Cell divisions and cell-fate decisions require stringent regulation for proper tissue development and homeostasis. The mammalian epidermis is a highly organized tissue structure that is sustained by epidermal stem cells (ESCs) that balance self-renewal and cell-fate decisions to establish a protective barrier, while replacing dying cells during homeostasis and in response to injury. Extensive work over past decades has provided insights into the regulatory mechanisms that control ESC specification, self-renewal and maintenance during different stages of the lifetime of an organism. In this Review, we discuss recent findings that have furthered our understanding of key regulatory features that allow ESCs to establish a functional barrier during development and to maintain tissue homeostasis in adults.

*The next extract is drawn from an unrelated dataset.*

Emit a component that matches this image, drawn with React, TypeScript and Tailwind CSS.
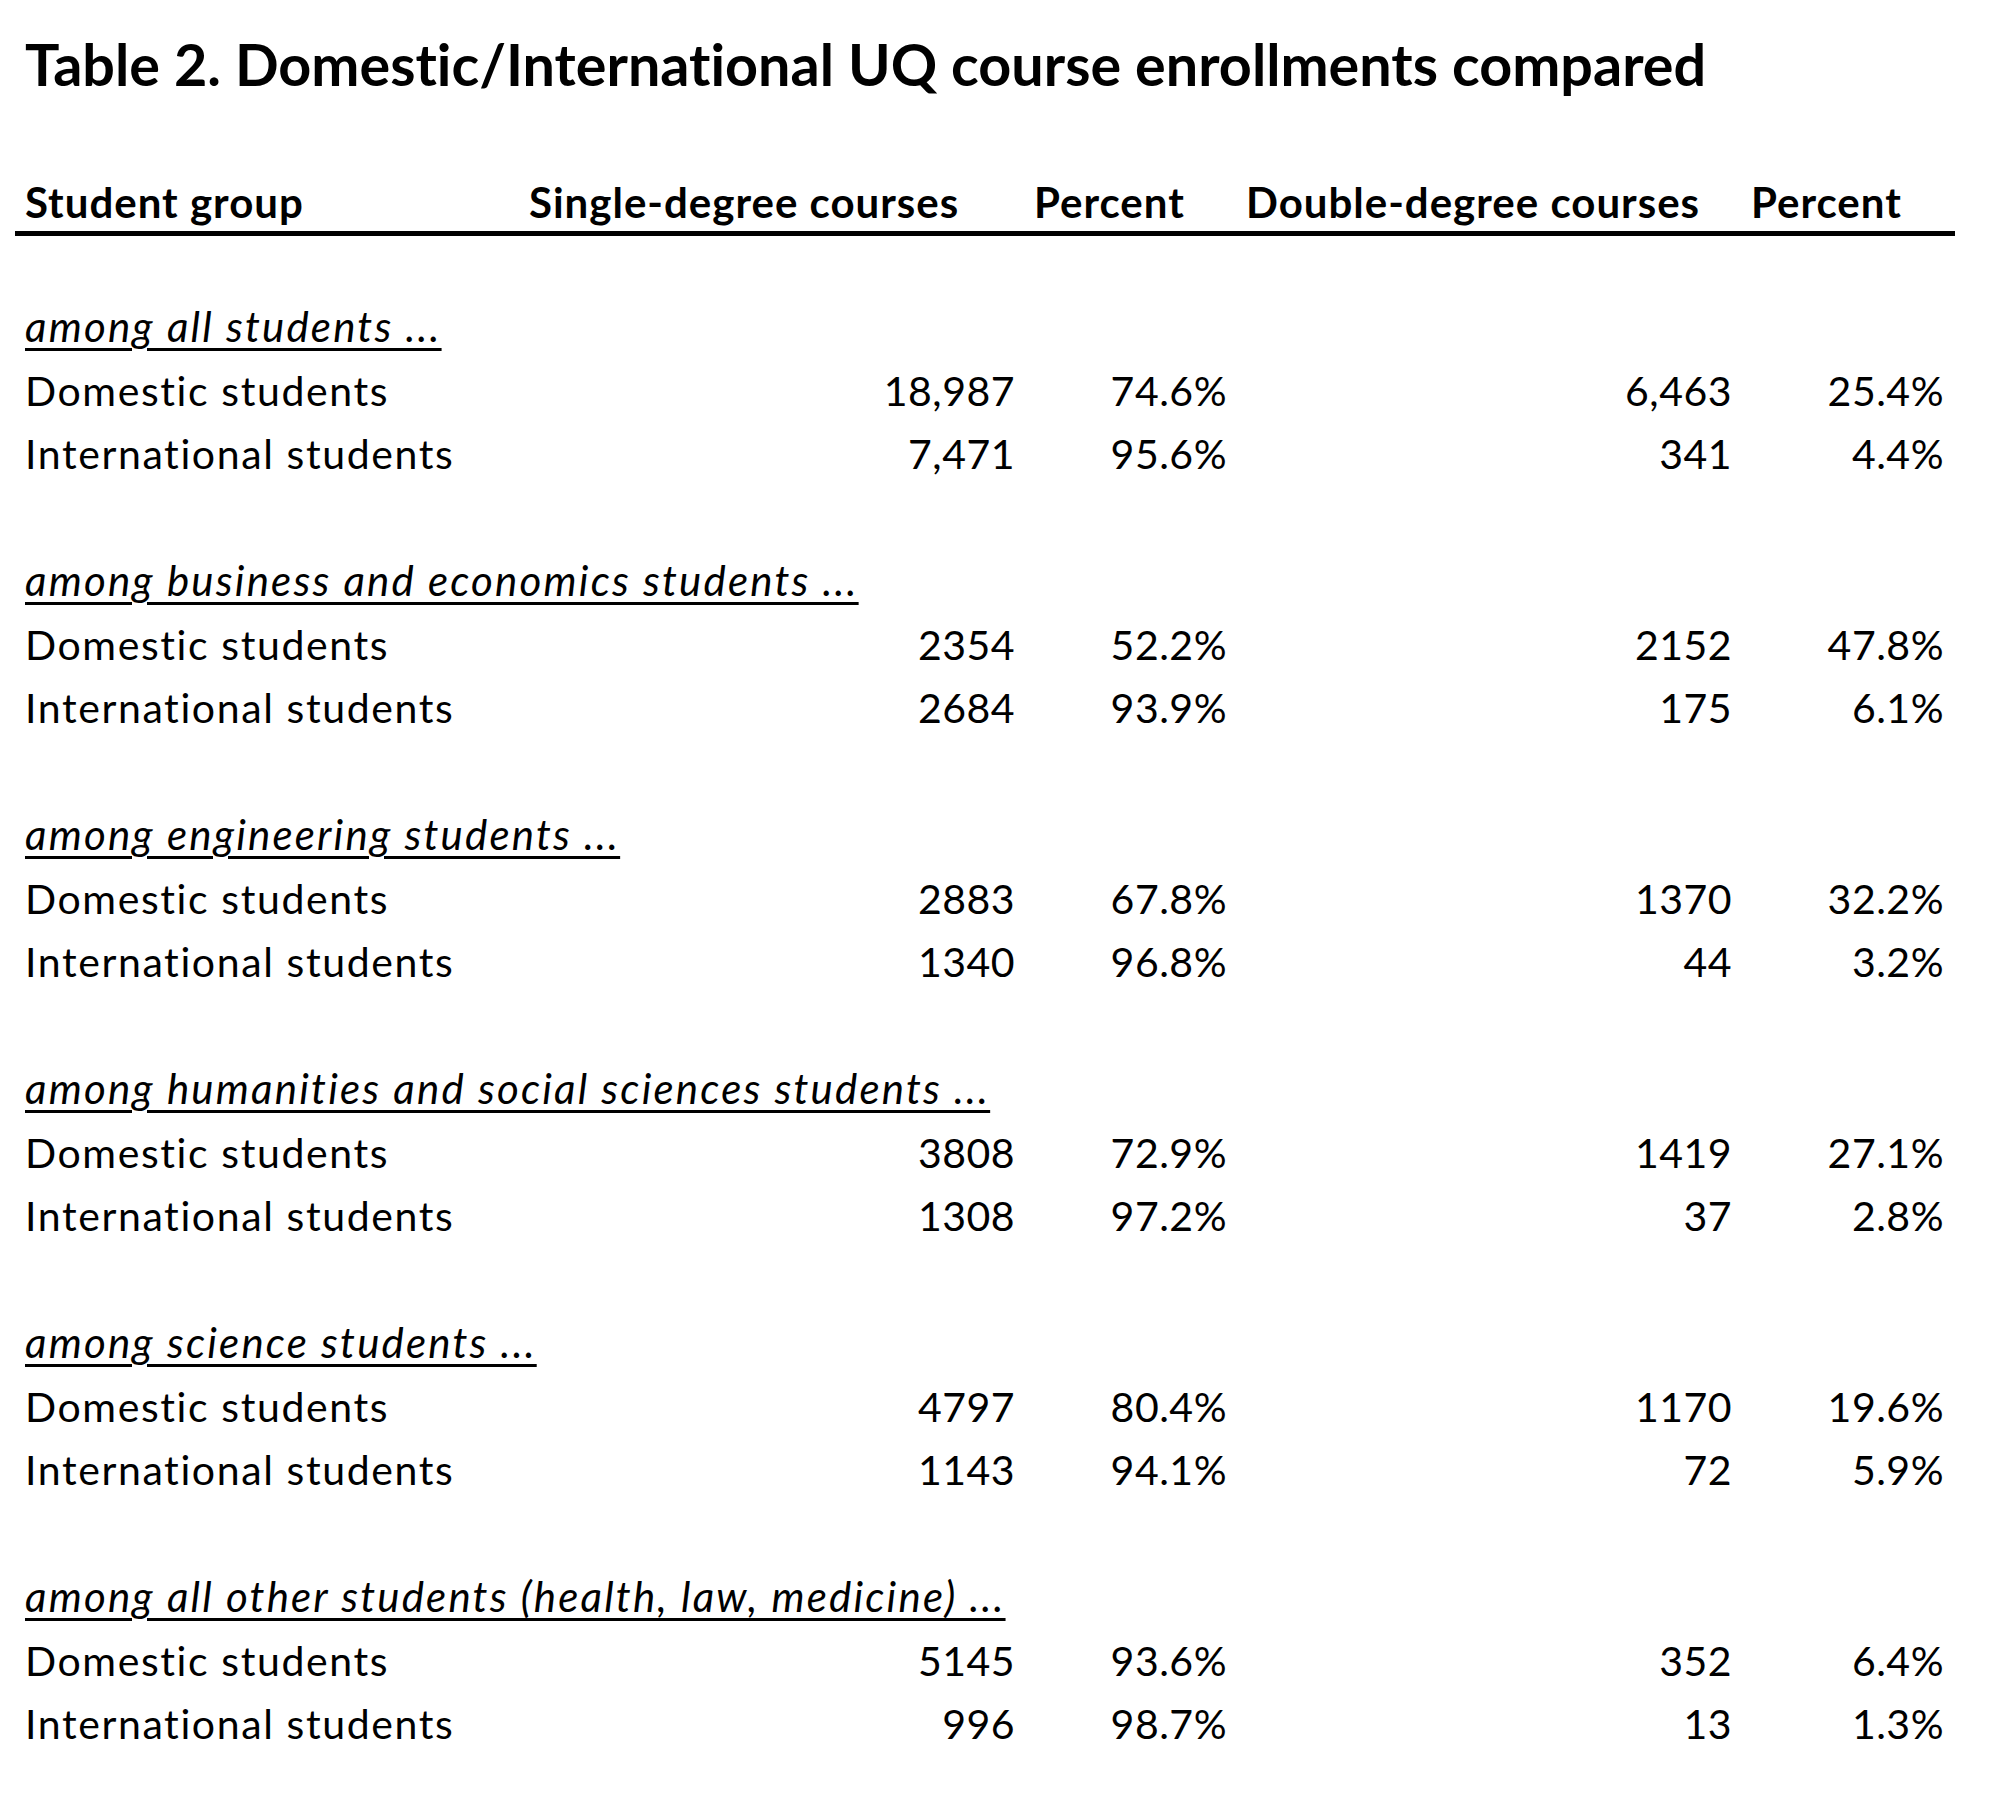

Keywords: Development; Epidermis; Homeostasis; Skin; Stem cells.

Fig. 1.

Epidermal stratification during development. Mammalian epidermal development is a multistage process consisting of cell fate specification, commitment, differentiation and stratification. The epidermis originates from a single embryonic ectoderm layer at embryonic day (E) 8.5. Upon epidermal fate commitment at E9.5, the surface ectoderm becomes the epidermal basal layer. Epidermal stratification begins at E14.5, when the basal layer gives rise to the intermediate layer, which eventually differentiates upward to establish a stratified epidermis. By birth, postnatal day (P) 0, the epidermis is fully formed with a single basal layer and differentiated suprabasal layers that consist of the spinous, granular and stratum corneum layers.

Fig. 2.

Oriented cell division during epidermal development. (A) Epidermal development is driven by oriented cell divisions. Divisions parallel to the basement membrane are called symmetric cell divisions (SCDs), which result in the formation of two basal cells. Divisions perpendicular to the basement membrane are called asymmetric cell divisions (ACDs), which give rise to one basal cell and one suprabasal cell that fuel epidermal stratification. (B) Schematic of the molecular machinery located at the apical cortex of a basal cell undergoing ACD. Par complex proteins and atypical protein kinase C (aPKC) localizes to the apical membrane of the cell. Par3 binds to inscuteable (Insc), which in turn recruits G-protein-signaling modulator 2 (LGN) to the apical cortex of the cell. Once anchored, LGN recruits nuclear mitotic apparatus protein 1 (NuMa), a microtubule-binding protein. NuMa directs the mitotic spindle through dynein. Together, this complex orients the mitotic spindle perpendicular to the basement membrane, aiding ACD.

Fig. 3.

Cell-proliferation models of adult epidermal stem cells during homeostasis. Several lineage-tracing experiments in the adult interfollicular epidermis (IFE) have led to conflicting models of epidermal stem cell (ESC) proliferation during homeostasis. (A) The single progenitor (SP) model states that each stem cell (SC) has an equal potential of self-renewal or differentiation, and these cell-fate decisions are stochastic. Each basal SC can proliferate to give rise to either two SCs, two differentiated cells or one SC and one differentiated cell. (B) The SC-CP model proposes a hierarchy of rare slow-cycling SCs, which divide to give rise to SCs or committed progenitor (CP) cells. The CP cells are a rapidly dividing pool of cells that are biased towards differentiation, hence establishing a scenario where SCs have to continually undergo proliferation to fuel cells required to maintain tissue homeostasis. (C) The 2×SC model proposes the IFE is composed of two populations of SCs: one fast cycling and one slow cycling. Each population of SCs make stochastic fate choices, as stated in A. The 2×SC model postulates that skin regions with fast-cycling SCs would have faster regeneration rates compared with the regions with slow-cycling SCs.